Screenshot of the OpenStack config used to create the new CSC Pouta instance

  1. Assign a floating IP address to the instance

  2. Connect to it using ssh (on Windows, use, e.g., Putty):

    ssh almalinux@128.214.x.x
    
  3. Upgrade existing packages:

    sudo dnf update
    sudo dnf upgrade
    
  4. Install git and tmux

    sudo dnf install git tmux
    
  5. Set up additional swap space (The output file repacking needs surprising amounts of extra RAM):

    # first, create a 200 GiB file full of zeros
    sudo dd if=/dev/zero of=/.swapfile count=200 bs=1GiB
    sudo chmod 0600 /.swapfile
    # then format it appropriately
    sudo mkswap /.swapfile
    

    Then, add the following line to the end of the config file /etc/fstab (e.g., using vi):

    /.swapfile    swap    swap    sw 0 0
    
  6. Follow the instructions to install the Docker engine on Centos (and similar, e.g., Alma):

    sudo dnf install dnf-plugins-core
    sudo dnf config-manager --add-repo https://download.docker.com/linux/centos/docker-ce.repo
    sudo dnf install docker-ce docker-ce-cli containerd.io docker-buildx-plugin
    

    (Note that I adapted these instructions to use dnf instead of the older yum that the docker instructions seem to prefer, but that might not be available on newer Alma versions)
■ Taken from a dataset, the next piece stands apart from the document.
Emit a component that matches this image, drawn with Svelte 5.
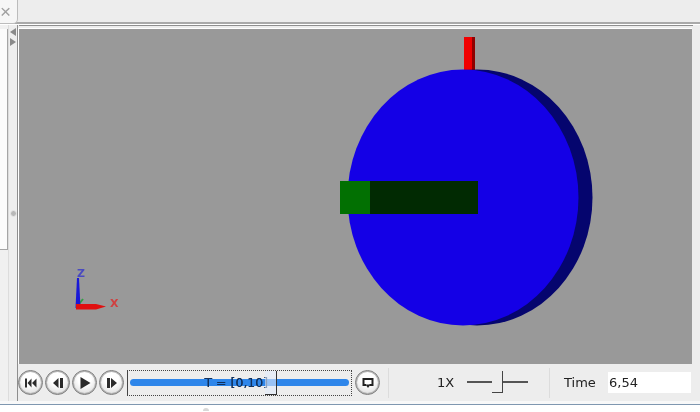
<script>
  const buttons = [
    { id: 'first', d: 'M-6 -4.500h2v9h-2zM-3.500 0l4-4.500v9zM1 0l4.500-4.500v9z' },
    { id: 'back', d: 'M-5 0l5.500-5v10zM2 -5h3v10h-3z' },
    { id: 'play', d: 'M-4.500 -6l10 6l-10 6z' },
    { id: 'step', d: 'M-5 -5h3v10h-3zM-1 -5l6 5l-6 5z' }
  ];
</script>

<div class="page">
  <div class="tabs">
    <div class="tab"><span class="close">×</span></div>
  </div>
  <div class="main">
    <div class="side">
      <div class="panel"></div>
    </div>
    <div class="divider">
      <span class="arrow left"></span>
      <span class="arrow right"></span>
      <span class="grip"></span>
    </div>
    <div class="viewer">
      <svg class="scene" viewBox="0 0 673 335" aria-label="3D scene">
        <rect x="445" y="8" width="11" height="34" fill="#f00000" />
        <rect x="453" y="8" width="3" height="34" fill="#900000" />
        <ellipse cx="458" cy="168.500" rx="115.500" ry="128" fill="#05056e" />
        <ellipse cx="444" cy="168.500" rx="115.500" ry="128" fill="#1400e6" />
        <rect x="321" y="152" width="31" height="33" fill="#027002" />
        <rect x="351" y="152" width="108" height="33" fill="#012a02" />
        <path d="M60 275l4-5" stroke="#30a040" stroke-width="2" fill="none" />
        <path d="M56.500 279l1.500-30l2 0l1.500 30z" fill="#1818d8" />
        <path d="M57 275h20l10 2.500l-10 3h-20z" fill="#e01010" />
        <text x="58" y="248" class="axis z">Z</text>
        <text x="91" y="278" class="axis x">X</text>
      </svg>
      <div class="toolbar">
        <div class="transport">
          {#each buttons as b (b.id)}
            <span class="round">
              <svg viewBox="-8 -8 16 16" width="16" height="16"><path d={b.d} fill="#2c2c2c" /></svg>
            </span>
          {/each}
        </div>
        <div class="range">
          <div class="bar"></div>
          <span class="range-label">T = [0,10]</span>
          <span class="thumb"></span>
        </div>
        <span class="round loop">
          <svg viewBox="-8 -8 16 16" width="16" height="16">
            <path d="M-5.500 -5h11v8h-4v-2h2v-4h-7v4h1.500v2h-3.500z" fill="#222" />
            <path d="M-2.500 1.500h5l-2.500 3.500z" fill="#222" />
          </svg>
        </span>
        <span class="sep first"></span>
        <span class="speed">1X</span>
        <div class="slider">
          <span class="track"></span>
          <span class="knob"></span>
        </div>
        <span class="sep second"></span>
        <span class="time-label">Time</span>
        <input class="time" value="6,54" readonly />
      </div>
    </div>
    <div class="right-edge"></div>
  </div>
  <div class="rule"></div>
  <div class="foot"><span class="foot-dot"></span></div>
</div>

<style>
  :global(body) {
    margin: 0;
    background: #fff;
  }
  .page {
    width: 700px;
    height: 412px;
    display: flex;
    flex-direction: column;
    overflow: hidden;
    font-family: "DejaVu Sans", "Liberation Sans", sans-serif;
    color: #222;
    filter: blur(0.45px);
  }
  .tabs {
    height: 22px;
    flex: none;
    background: #ededed;
    border-bottom: 2px solid #a9a9a9;
    position: relative;
  }
  .tab {
    width: 17px;
    height: 23px;
    background: #f6f6f6;
    border-right: 1px solid #bcbcbc;
    border-bottom: 1px solid #bcbcbc;
    border-bottom-right-radius: 5px;
    position: relative;
    z-index: 1;
    display: flex;
    align-items: center;
  }
  .close {
    font-size: 19px;
    line-height: 22px;
    color: #a0a0a0;
    font-family: "Liberation Sans", sans-serif;
  }
  .main {
    height: 376px;
    flex: none;
    display: flex;
    background: #ededed;
    border-top: 1px solid #fff;
  }
  .rule {
    height: 3px;
    flex: none;
    background: #f8f8f8;
    border-bottom: 1px solid #7f97b0;
  }
  .side {
    width: 8px;
    flex: none;
    padding-top: 4px;
    background: #f0f0f0;
  }
  .panel {
    height: 220px;
    background: #fbfbfb;
    border-right: 1px solid #a5a5a5;
    border-bottom: 1px solid #a5a5a5;
  }
  .divider {
    width: 8px;
    flex: none;
    background: #eeeeee;
    border-right: 1px solid #8e8e8e;
    border-left: 1px solid #dcdcdc;
    position: relative;
    display: flex;
    flex-direction: column;
    align-items: center;
    padding-top: 3px;
    gap: 2px;
  }
  .arrow {
    width: 0;
    height: 0;
    border-top: 4px solid transparent;
    border-bottom: 4px solid transparent;
  }
  .arrow.left {
    border-right: 6px solid #8a8a8a;
  }
  .arrow.right {
    border-left: 6px solid #8a8a8a;
  }
  .grip {
    position: absolute;
    top: 185px;
    left: 1px;
    width: 5px;
    height: 5px;
    border-radius: 50%;
    background: #b8b8b8;
    border: 1px solid #e8e8e8;
  }
  .viewer {
    width: 674px;
    flex: none;
    display: flex;
    flex-direction: column;
    padding-top: 2px;
    margin-left: 1px;
    box-sizing: border-box;
    border-top: 1px solid #8f8f8f;
  }
  .scene {
    display: block;
    width: 673px;
    height: 335px;
    flex: none;
    background: #999999;
    border-left: 1px solid #fff;
    border-top: 1px solid #fff;
    box-sizing: content-box;
    margin-left: -1px;
  }
  .axis {
    font-family: "DejaVu Sans", sans-serif;
    font-size: 11px;
    font-weight: 700;
  }
  .z {
    fill: #4a4ac0;
  }
  .x {
    fill: #d04040;
  }
  .toolbar {
    flex: 1;
    display: flex;
    align-items: center;
    min-height: 0;
    font-size: 13px;
  }
  .transport {
    display: flex;
    gap: 2px;
    margin-left: -1px;
  }
  .round {
    width: 25px;
    height: 25px;
    box-sizing: border-box;
    border-radius: 50%;
    border: 1px solid #7c7c7c;
    box-shadow: inset 0 0 0 1px #b4b4b4;
    background: radial-gradient(circle at 50% 35%, #ffffff 35%, #cfcfcf 100%);
    display: flex;
    align-items: center;
    justify-content: center;
    flex: none;
  }
  .range {
    width: 225px;
    height: 26px;
    box-sizing: border-box;
    margin-left: 3px;
    border: 1px dotted #444;
    border-left: 1px solid #444;
    position: relative;
    display: flex;
    align-items: center;
    justify-content: center;
    flex: none;
  }
  .bar {
    position: absolute;
    left: 2px;
    right: 2px;
    top: 8px;
    height: 7px;
    border-radius: 4px;
    background: #2e86ea;
  }
  .range-label {
    position: relative;
    font-size: 12.500px;
    color: #12305a;
    width: 72px;
    white-space: nowrap;
    overflow: hidden;
    padding-left: 2px;
    text-shadow: 0 0 0.5px #12305a;
  }
  .thumb {
    position: absolute;
    left: 137px;
    top: 0;
    width: 11px;
    height: 23px;
    border-right: 1.500px solid #333;
    border-bottom: 1.500px solid #333;
    background: rgba(225, 235, 250, 0.6);
  }
  .loop {
    margin-left: 3px;
  }
  .sep {
    width: 1px;
    height: 30px;
    background: #dcdcdc;
    flex: none;
  }
  .sep.first {
    margin-left: 8px;
  }
  .speed {
    margin-left: 48px;
    width: 30px;
    flex: none;
  }
  .slider {
    width: 61px;
    height: 24px;
    position: relative;
    flex: none;
  }
  .track {
    position: absolute;
    left: 0;
    right: 0;
    top: 10px;
    height: 2px;
    background: #555;
  }
  .knob {
    position: absolute;
    left: 25px;
    top: 0;
    width: 10px;
    height: 21px;
    background: #ededed;
    border-right: 1.500px solid #444;
    border-bottom: 1.500px solid #444;
  }
  .sep.second {
    margin-left: 21px;
  }
  .time-label {
    margin-left: 14px;
    width: 44px;
    flex: none;
  }
  .time {
    width: 83px;
    height: 21px;
    box-sizing: border-box;
    border: 0;
    padding: 0 1px;
    font: inherit;
    color: #222;
    background: #fff;
    outline: none;
    flex: none;
  }
  .right-edge {
    flex: 1;
    background: #ededed;
  }
  .foot {
    flex: 1;
    background: #fff;
    position: relative;
  }
  .foot-dot {
    position: absolute;
    left: 203px;
    top: 3px;
    width: 6px;
    height: 3px;
    border-radius: 3px 3px 0 0;
    background: #d8d8d8;
  }
</style>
  7. Enable the docker service

    sudo systemctl enable docker
    
  8. Allow the default user to access docker

    sudo usermod -aG docker almalinux
    
  9. Reboot the virtual machine

    sudo systemctl reboot
    

To save some setup work on future computation, you can keep the volume in Pouta and then use ‘launch as an instance’ whenever you need it. That said, be sure to always destroy/delete the instance itself once you’re done with computation and have downloaded the resulting data sets, as the instance is consuming billing units rapidly.

2. Clone this repository

On the CSC Pouta instance, clone this repository:

git clone https://github.com/DigitalGeographyLab/Helsinki-Travel-Time-Matrices.git

If you re-use an existing docker engine image, navigate to the directory and pull the latest changes:

cd Helsinki-Travel-Time-Matrices
git pull

Run the computation

1. Add input data sets and edit configuration file

Use rsync or any scp implementation (on Windows, e.g., WinSCP or FileZilla) to upload the following input files to the ~/Helsinki-Travel-Time-Matrices/data/ directory:

  • a full history dump of OpenStreetMap covering the study area (usually, finland-internal.osh.pbf from Geofabrik internal)
  • one or more GTFS files (historical files are available from transit.land, for instance
  • a cycling speed file (see https://github.com/DigitalGeographyLab/cycling-speed-annotator), the current one, derived from Strava Metro data, is in P:\h510\metropaccess\Data\Travel_Time_Matrix\Travel Time Matrix 2023\data\strava (these data are not public/open!)
  • a grid to serve as origins and destinations, in geopandas readable format, with at least a geometry (preferably point) and an id column. The YKR grid we have been using is in P:\h510\metropaccess\Data\Travel_Time_Matrix\Travel Time Matrix 2023\data\ykr\

Finally, edit the config file travel_time_matrix_computer to point to these input files, adjust the study date and the output_prefix (how the result files are named). Optionally, define the extent by copy-and-pasting a Well-Known Text polygon.

2. Start the computation

Connect to the Pouta instance, optionally (but strongly recommended), start a tmux session, so computation would continue if you disconnect, then navigate to the Helsinki-Travel-Time-Matrices directory and start the docker container that runs the computation:

cd Helsinki-Travel-Time-Matrices
docker compose up

Troubleshooting

If there have been updates to the git repo since the last run, docker might not always rebuild its container image. Remove it to force a rebuild before running docker compose up:

docker system prune

3. Retrieve the output data

After computation has finished, use SCP to get the output data sets. They are saved to Helsinki-Travel-Time-Matrices/data/output/.

Remember: To save some setup work on future computation, you can keep the volume in Pouta and then use ‘launch as an instance’ whenever you need it. That said, be sure to always destroy/delete the instance itself once you’re done with computation and have downloaded the resulting data sets, as the instance is consuming billing units rapidly.